PRS Landlords Victory On Selective Licensing By Local Authorities
Government Housing Minister, Brandon Lewis MP (pictured right), has announced that the selective licensing of private rental sector (PRS) landlords by Local Authorities will require Government approval from 1st April 2015, if they plan to license a large geographical area within borough or city boundaries.
Local authorities have had the power to licence landlords across an entire borough since 2010, in an attempt to combat community issues, such as anti social behaviour in troublesome areas. This blanket approach has seen a sharp increase in the number of selective licensing schemes being introduced by local authorities across the UK, much to the chagrin of landlords.
The changes to local authority selective licensing powers mean that councils will now need Government approval before they are allowed to implement a selective licensing scheme that covers a large geographical area of their council borough or covers an area that contains a proportion of private rented properties, expected to be around 20% of the local private rental market.The Government intervention into local authority selective licensing powers follows 5 years of sustained lobbying by the National Landlord Association, (NLA) and other landlord organisations.
The Government decision to limit local authority powers over the selective licensing of PRS landlords follows on from the February 2015 publication of an NLA report on the state of landlord licensing across the country since 2010.

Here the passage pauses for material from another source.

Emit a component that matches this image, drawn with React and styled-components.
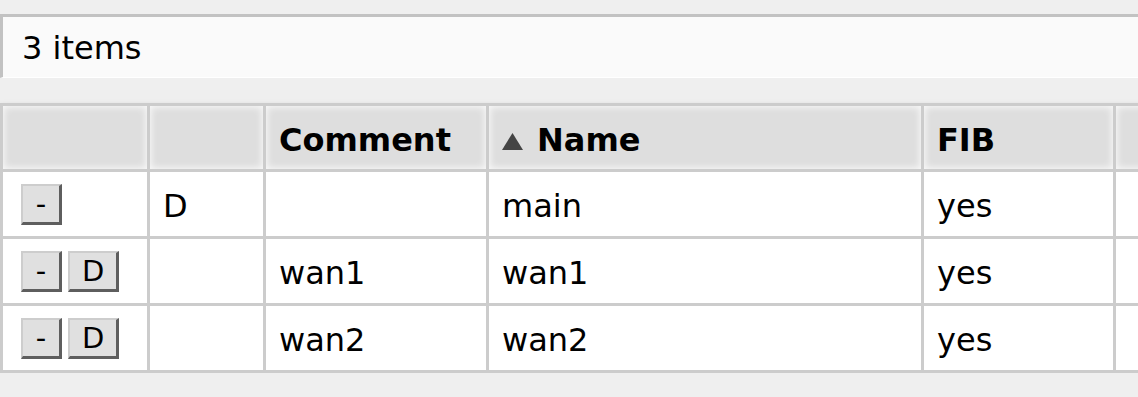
import React from "react";
import styled, { createGlobalStyle } from "styled-components";

const GlobalStyle = createGlobalStyle`
  *, *::before, *::after { box-sizing: border-box; }
  html, body {
    margin: 0;
    padding: 0;
    background: #efefef;
    overflow: hidden;
  }
  body {
    font-family: Verdana, "DejaVu Sans", sans-serif;
    font-size: 32px;
    color: #000;
  }
`;

const Page = styled.div`
  padding-top: 14px;
`;

const StatusBar = styled.div`
  height: 64px;
  background: #fafafa;
  border-top: 3px solid #c2c2c2;
  border-left: 3px solid #c2c2c2;
  border-bottom: 1px solid #fff;
  display: flex;
  align-items: center;
  padding: 2px 0 0 19px;
  margin-bottom: 25px;
  white-space: nowrap;
`;

const Frame = styled.div`
  width: 1419px;
  box-shadow: 0 4px 7px rgba(0, 0, 0, 0.22);
`;

const Grid = styled.table`
  table-layout: fixed;
  width: 100%;
  border-collapse: separate;
  border-spacing: 3px;
  background: #cccccc;
`;

const HeadCell = styled.th`
  width: ${(p) => p.$w}px;
  height: 63px;
  padding: 4px 13px 0;
  background: #dedede;
  box-shadow: inset 0 0 7px 1px rgba(255, 255, 255, 0.85);
  text-align: left;
  font-weight: bold;
  white-space: nowrap;
  vertical-align: middle;
`;

const SortMark = styled.svg`
  width: 21px;
  height: 17px;
  margin-right: 14px;
  vertical-align: 1px;
`;

const Cell = styled.td`
  height: 64px;
  padding: 4px 13px 0;
  background: #fff;
  white-space: nowrap;
  vertical-align: middle;
`;

const ActionCell = styled(Cell)`
  padding: 0 13px 0 18px;
`;

const Actions = styled.div`
  display: flex;
  gap: 6px;
`;

const RowButton = styled.button`
  min-width: 41px;
  height: 41px;
  padding: 2px 12px 0;
  margin: 0;
  font-family: inherit;
  font-size: 29px;
  line-height: 1;
  color: #000;
  background: #e0e0e0;
  border-style: solid;
  border-width: 2px 3px 3px 2px;
  border-color: #cdcdcd #5e5e5e #5e5e5e #cdcdcd;
  border-radius: 0;
  cursor: pointer;
`;

const columns = [
  { key: "act", label: "", w: 144 },
  { key: "flag", label: "", w: 113 },
  { key: "comment", label: "Comment", w: 220 },
  { key: "name", label: "Name", w: 432, sorted: true },
  { key: "fib", label: "FIB", w: 189 },
  { key: "more", label: "", w: 300 },
];

const rows = [
  { id: 1, flag: "D", comment: "", name: "main", fib: "yes", disable: false },
  { id: 2, flag: "", comment: "wan1", name: "wan1", fib: "yes", disable: true },
  { id: 3, flag: "", comment: "wan2", name: "wan2", fib: "yes", disable: true },
];

export default function App() {
  return (
    <Page>
      <GlobalStyle />
      <StatusBar>3 items</StatusBar>
      <Frame>
        <Grid>
          <thead>
            <tr>
              {columns.map((c) => (
                <HeadCell key={c.key} $w={c.w}>
                  {c.sorted && (
                    <SortMark viewBox="0 0 21 17">
                      <polygon points="10.5,0 21,17 0,17" fill="#444" />
                    </SortMark>
                  )}
                  {c.label}
                </HeadCell>
              ))}
            </tr>
          </thead>
          <tbody>
            {rows.map((r) => (
              <tr key={r.id}>
                <ActionCell>
                  <Actions>
                    <RowButton>-</RowButton>
                    {r.disable && <RowButton>D</RowButton>}
                  </Actions>
                </ActionCell>
                <Cell>{r.flag}</Cell>
                <Cell>{r.comment}</Cell>
                <Cell>{r.name}</Cell>
                <Cell>{r.fib}</Cell>
                <Cell />
              </tr>
            ))}
          </tbody>
        </Grid>
      </Frame>
    </Page>
  );
}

The report highlighted the boom of blanket landlord licensing schemes introduced by local authorities across the UK since 2010. It also emphasised the lack of appropriate enforcement actions taken by local authorities and showed a direct correlation between the political control of councils and their enthusiasm to license landlords.
NLA Chief Executive, Richard Lambert, commented on Housing Minister, Brandon Lewis’s selective licensing announcement stating: “The NLA have argued solidly since 2010 that local authorities have been abusing their power to push through blanket landlord licensing schemes. This announcement means that if a council intends to licence a large proportion of its housing it will first need to show the case stands up to independent scrutiny. The Government was the first to see a copy of our licensing report, and we’re delighted they have listened to our case because at present the driving force behind licensing landlords seems to be the political will of a given local council, regardless of the evidence. Many local authorities won’t like this decision one bit because until now they’ve been their own judges, and the only way for landlords to challenge them has been through the difficult and complex route of judicial review. Landlords are getting fed up with being unfairly targeted and made responsible for problems such as anti-social behaviour when in reality they have little effective control over the issue, except by the eviction of tenants. Hopefully this now means that councils who are serious about tackling poor rental property standards and anti-social behaviour will first look to the extensive existing legal powers they already have to combat such issues.”